Os detalhes do acordo entre as entidades inglesas deverão ser anunciados em breve, no entanto, ele já é visto como um grande avanço. De acordo com um estudo realizado em 2017, apenas 3% dos principais clubes do mundo oferecem algum tipo de auxílio para as mães.
No Brasil, a situação não é diferente. Apesar de haver o reconhecimento da licença maternidade na Constituição Federal, a Lei Pelé (Lei 9.615) – responsável por determinar as normas e diretrizes para a condução do esporte no território brasileiro – não fala sobre o tema.
Mas o que falta para o direito à licença maternidade das atletas passar a ser reconhecido por aqui? Para os especialistas, a resposta está em uma mudança na legislação e de mentalidade, já que o futebol feminino ainda é muito menosprezado e com menos importância que o masculino.
“Do ponto de vista interno, no Brasil, em qualquer espécie de trabalho, as mulheres têm direito a licença maternidade, garantido pelo art. 7, XVIII, da CF/88 e arts. 391 a 392 da CLT. A Lei Pelé está vazia sobre o trabalho desportivo e está superada tanto pela falta de normas específicas, quanto por disposições desconexas com a realidade. Há anos defendemos em nossas escritas a existência de uma lei específica somente para o Trabalho Desportivo, como existe em Portugal, Espanha, Itália, etc. Só assim, podemos resolver esta acomodação devida a mulher em decorrência de sua gestação”, explica Rafael Ramos.
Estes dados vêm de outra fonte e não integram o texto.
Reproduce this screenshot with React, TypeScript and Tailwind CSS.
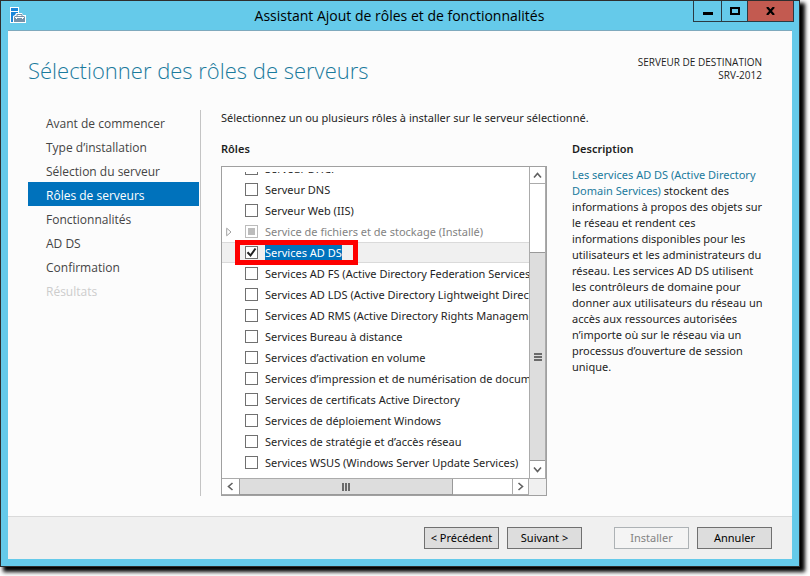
import { useState } from 'react';
import type { ReactNode } from 'react';

interface Role {
    id: string;
    label: string;
    installed?: boolean;
}

const steps = [
    'Avant de commencer',
    'Type d’installation',
    'Sélection du serveur',
    'Rôles de serveurs',
    'Fonctionnalités',
    'AD DS',
    'Confirmation',
    'Résultats',
];

const roles: Role[] = [
    { id: 'dhcp', label: 'Serveur DHCP' },
    { id: 'dns', label: 'Serveur DNS' },
    { id: 'iis', label: 'Serveur Web (IIS)' },
    { id: 'storage', label: 'Service de fichiers et de stockage (Installé)', installed: true },
    { id: 'adds', label: 'Services AD DS' },
    { id: 'adfs', label: 'Services AD FS (Active Directory Federation Services)' },
    { id: 'adlds', label: 'Services AD LDS (Active Directory Lightweight Directory Services)' },
    { id: 'adrms', label: 'Services AD RMS (Active Directory Rights Management Services)' },
    { id: 'rds', label: 'Services Bureau à distance' },
    { id: 'activation', label: 'Services d’activation en volume' },
    { id: 'print', label: 'Services d’impression et de numérisation de documents' },
    { id: 'adcs', label: 'Services de certificats Active Directory' },
    { id: 'wds', label: 'Services de déploiement Windows' },
    { id: 'npas', label: 'Services de stratégie et d’accès réseau' },
    { id: 'wsus', label: 'Services WSUS (Windows Server Update Services)' },
];

const ServerIcon = () => (
    <svg width="16" height="16" viewBox="0 0 16 16" aria-hidden="true">
        <path d="M0 0h9v6h3l1 2h3v8H0z" fill="#fff" />
        <path d="M1 1h7v3H1zM1 5h7v1H6L5 8 3 9v6H1z" fill="#1a86d9" />
        <path d="M5 9h9l1 1v5H4v-5z" fill="#7592aa" />
        <path d="M7 9V7.5h5V9" fill="none" stroke="#7592aa" />
        <path d="M5 10.5h9M6.5 10v2M12.5 10v2" stroke="#fff" />
    </svg>
);

const Chevron = ({ d }: { d: string }) => (
    <svg width="9" height="9" viewBox="0 0 9 9" fill="none" stroke="#606060" strokeWidth="1.6" aria-hidden="true">
        <path d={d} />
    </svg>
);

const ScrollButton = ({ label, d, className }: { label: string; d: string; className: string }) => (
    <button
        type="button"
        aria-label={label}
        className={`flex shrink-0 items-center justify-center border-[#ababab] bg-white ${className}`}
    >
        <Chevron d={d} />
    </button>
);

const DialogButton = ({ children, disabled }: { children: ReactNode; disabled?: boolean }) => (
    <button
        type="button"
        disabled={disabled}
        className="flex h-[22px] w-[75px] items-center justify-center whitespace-nowrap border border-[#707070] bg-[#dddddd] text-black disabled:border-[#adb2b5] disabled:bg-[#f4f4f4] disabled:text-[#838383]"
    >
        {children}
    </button>
);

// Title bar with the caption buttons
const TitleBar = () => (
    <header className="flex h-[29px] items-start pl-[9px] pr-[5px]">
        <div className="mt-1.5 w-24">
            <ServerIcon />
        </div>
        <h1 className="mt-1 flex-1 text-center font-['Open_Sans','Segoe_UI',sans-serif] text-[14px] leading-[22px] text-black">
            Assistant Ajout de rôles et de fonctionnalités
        </h1>
        <div className="flex h-[21px] border-x border-b border-[#2b3a42]">
            <button type="button" aria-label="Réduire" className="flex w-7 items-center justify-center border-r border-[#2b3a42]">
                <span className="mt-1 h-[3px] w-2.5 bg-black" />
            </button>
            <button type="button" aria-label="Agrandir" className="flex w-[26px] items-center justify-center border-r border-[#2b3a42]">
                <span className="h-2 w-2.5 border-2 border-black" />
            </button>
            <button type="button" aria-label="Fermer" className="flex w-[45px] items-center justify-center bg-[#c35a50]">
                <svg width="9" height="8" viewBox="0 0 9 8" stroke="#000" strokeWidth="2.2" aria-hidden="true">
                    <path d="M1 0l7 8M8 0L1 8" />
                </svg>
            </button>
        </div>
    </header>
);

const RoleRow = ({ role, checked, onToggle }: { role: Role; checked: boolean; onToggle: () => void }) => {
    const selected = role.id === 'adds';

    return (
        <li
            className={`relative flex h-[21px] shrink-0 items-center border-y pl-1 ${
                selected ? 'border-[#dadada] bg-[#f0f0f0]' : 'border-transparent'
            }`}
        >
            <span className="w-[19px] shrink-0">
                {role.installed && (
                    <svg width="6" height="10" viewBox="0 0 6 10" fill="#fff" stroke="#a0a0a0" aria-hidden="true">
                        <path d="M.7 1.2v7.6L5 5z" />
                    </svg>
                )}
            </span>
            <span className="relative flex size-[13px] shrink-0">
                <input
                    id={role.id}
                    type="checkbox"
                    checked={checked}
                    disabled={role.installed}
                    onChange={onToggle}
                    className="size-[13px] appearance-none border border-[#707070] bg-white disabled:border-[#bcbcbc]"
                />
                {role.installed && <span className="pointer-events-none absolute inset-[3px] bg-[#bcbcbc]" />}
                {checked && (
                    <svg
                        className="pointer-events-none absolute inset-0"
                        width="13"
                        height="13"
                        viewBox="0 0 13 13"
                        fill="none"
                        stroke="#212121"
                        strokeWidth="2"
                        aria-hidden="true"
                    >
                        <path d="M2.5 6.3l3 3.2 5-7" />
                    </svg>
                )}
            </span>
            <label
                htmlFor={role.id}
                className={`ml-[7px] whitespace-nowrap leading-4 ${
                    selected ? 'bg-[#0072bc] text-white' : role.installed ? 'text-[#838383]' : 'text-[#1e1e1e]'
                }`}
            >
                {role.label}
            </label>
            {selected && (
                <span className="pointer-events-none absolute -top-[3px] left-[13px] h-[25px] w-[123px] border-5 border-[#fe0000]" />
            )}
        </li>
    );
};

const RoleList = () => {
    const [checked, setChecked] = useState<string[]>(['adds']);

    const toggle = (id: string) =>
        setChecked((prev) => (prev.includes(id) ? prev.filter((x) => x !== id) : [...prev, id]));

    return (
        <div className="border border-[#a0a0a0] bg-white">
            <div className="flex">
                <div className="min-w-0 flex-1 py-[5px]">
                    {/* scrolled to the end, so the first row is cut off */}
                    <ul className="flex h-[301px] flex-col justify-end overflow-hidden">
                        {roles.map((role) => (
                            <RoleRow
                                key={role.id}
                                role={role}
                                checked={checked.includes(role.id)}
                                onToggle={() => toggle(role.id)}
                            />
                        ))}
                    </ul>
                </div>
                <div className="flex w-[17px] flex-col border-x border-[#ababab]">
                    <ScrollButton label="Haut" d="M1 6.5L4.5 2.5 8 6.5" className="h-[17px] border-b" />
                    <div className="h-[68px]" />
                    <div className="flex flex-1 flex-col items-center justify-center gap-px border-y border-[#999999] bg-[#dddddd]">
                        <span className="h-0.5 w-2 bg-[#6a6a6a]" />
                        <span className="h-0.5 w-2 bg-[#6a6a6a]" />
                        <span className="h-0.5 w-2 bg-[#6a6a6a]" />
                    </div>
                    <ScrollButton label="Bas" d="M1 2.5L4.5 6.5 8 2.5" className="h-[17px]" />
                </div>
            </div>
            <div className="flex h-[17px] border-t border-[#ababab]">
                <ScrollButton label="Gauche" d="M6.5 1L2.5 4.5 6.5 8" className="w-[17px] border-b" />
                <div className="flex w-[214px] items-center justify-center gap-px border border-t-0 border-[#999999] bg-[#dddddd]">
                    <span className="h-2 w-0.5 bg-[#6a6a6a]" />
                    <span className="h-2 w-0.5 bg-[#6a6a6a]" />
                    <span className="h-2 w-0.5 bg-[#6a6a6a]" />
                </div>
                <div className="flex-1 border-b border-[#ababab]" />
                <ScrollButton label="Droite" d="M2.5 1L6.5 4.5 2.5 8" className="w-[17px] border-x border-b" />
                <div className="w-[17px] bg-[#f0f0f0]" />
            </div>
        </div>
    );
};

const App = () => {
    return (
        <div className="flex min-h-screen overflow-hidden bg-white pb-[9px] pr-2.5 font-['Noto_Sans','Segoe_UI',sans-serif] text-[11px] leading-4 text-[#1e1e1e]">
            <div className="flex min-w-0 flex-1 flex-col border border-[#2e2e2e] bg-[#65caea] shadow-[4px_4px_4px_1px_#000000]">
                <TitleBar />
                <div className="mx-[7px] mb-[7px] flex flex-1 flex-col border-t border-[#7fa9bd] bg-[#fcfcfc]">
                    <div className="flex items-start justify-between pb-6 pl-5 pr-[30px] pt-[23px] font-['Open_Sans','Segoe_UI',sans-serif]">
                        <h2 className="text-[22px] font-light leading-8 text-[#1a7a9c]">
                            Sélectionner des rôles de serveurs
                        </h2>
                        <p className="pt-0.5 text-right text-[10px] leading-[13px]">
                            SERVEUR DE DESTINATION
                            <br />
                            SRV-2012
                        </p>
                    </div>

                    <div className="flex flex-1 pb-5 pl-5">
                        <nav className="w-[173px] shrink-0 border-r border-[#c4c4c4] pr-px font-['Open_Sans','Segoe_UI',sans-serif] text-[12px]">
                            <ul>
                                {steps.map((step) => (
                                    <li key={step}>
                                        <a
                                            href="#"
                                            className={`block h-6 pl-[18px] leading-7 ${
                                                step === 'Rôles de serveurs'
                                                    ? 'bg-[#0072bc] text-white'
                                                    : step === 'Résultats'
                                                      ? 'text-[#cccccc]'
                                                      : 'text-[#444444]'
                                            }`}
                                        >
                                            {step}
                                        </a>
                                    </li>
                                ))}
                            </ul>
                        </nav>

                        <main className="min-w-0 flex-1 pl-5 pr-[22px]">
                            <p>Sélectionnez un ou plusieurs rôles à installer sur le serveur sélectionné.</p>
                            <div className="mt-[15px] flex gap-[25px]">
                                <section className="min-w-0 flex-1">
                                    <h3 className="mb-[9px] font-semibold">Rôles</h3>
                                    <RoleList />
                                </section>
                                <section className="w-[198px] shrink-0">
                                    <h3 className="mb-2.5 font-semibold">Description</h3>
                                    <p>
                                        <a href="#" className="text-[#1a7a9c]">
                                            Les services AD DS (Active Directory
                                            <br />
                                            Domain Services)
                                        </a>{' '}
                                        stockent des
                                        <br />
                                        informations à propos des objets sur
                                        <br />
                                        le réseau et rendent ces
                                        <br />
                                        informations disponibles pour les
                                        <br />
                                        utilisateurs et les administrateurs du
                                        <br />
                                        réseau. Les services AD DS utilisent
                                        <br />
                                        les contrôleurs de domaine pour
                                        <br />
                                        donner aux utilisateurs du réseau un
                                        <br />
                                        accès aux ressources autorisées
                                        <br />
                                        n’importe où sur le réseau via un
                                        <br />
                                        processus d’ouverture de session
                                        <br />
                                        unique.
                                    </p>
                                </section>
                            </div>
                        </main>
                    </div>

                    <footer className="flex justify-end gap-2 border-t border-[#dadada] bg-[#f0f0f0] py-2.5 pr-5">
                        <DialogButton>&lt; Précédent</DialogButton>
                        <DialogButton>Suivant &gt;</DialogButton>
                        <div className="w-4" />
                        <DialogButton disabled>Installer</DialogButton>
                        <DialogButton>Annuler</DialogButton>
                    </footer>
                </div>
            </div>
        </div>
    );
};

export default App;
“Aqui estamos distantes porque infelizmente na nossa cultura o futebol feminino apenas nasceu na década de 1980, quando deixou de ser proibido. A modalidade é vista como um apenso do departamento de base masculino e não como um departamento próprio”, afirma Higor.
O advogado também cita os clubes como um dos responsáveis pela falta de desenvolvimento do futebol feminino. “Eles tratam as jogadoras como amadores, não registrando a Carteira de Trabalho e Previdência Social lhe subtraindo os direitos trabalhistas e previdenciários. Se os clubes tratassem as atletas como profissionais bastaria a aplicação das leis trabalhistas e previdenciárias para garantir que todas tenham o necessário direito a uma gestação protegida legalmente”, conta Higor.
“A discriminação do esporte brasileiro é tanta, que as atletas mulheres são reprimidas para não engravidar. No geral, as jogadoras sentem muito medo de perder a carreira atlética com uma gestão inesperada ou até mesmo planejada. A falta de uma Lei específica sobre o Trabalho Desportivo, que preveja, dentre outras questões, o direito de a mulher atleta profissional engravidar, ter acesso a efetiva licença maternidade e estabilidade provisória, acaba por restringir-lhe acentuadamente o acesso aos direitos laborais gravídicos”, finaliza Rafael Ramos.
A decisão da Inglaterra deverá pressionar as outras ligas e principalmente a Fifa, entidade máxima do futebol, para que tomem medidas no mesmo sentido.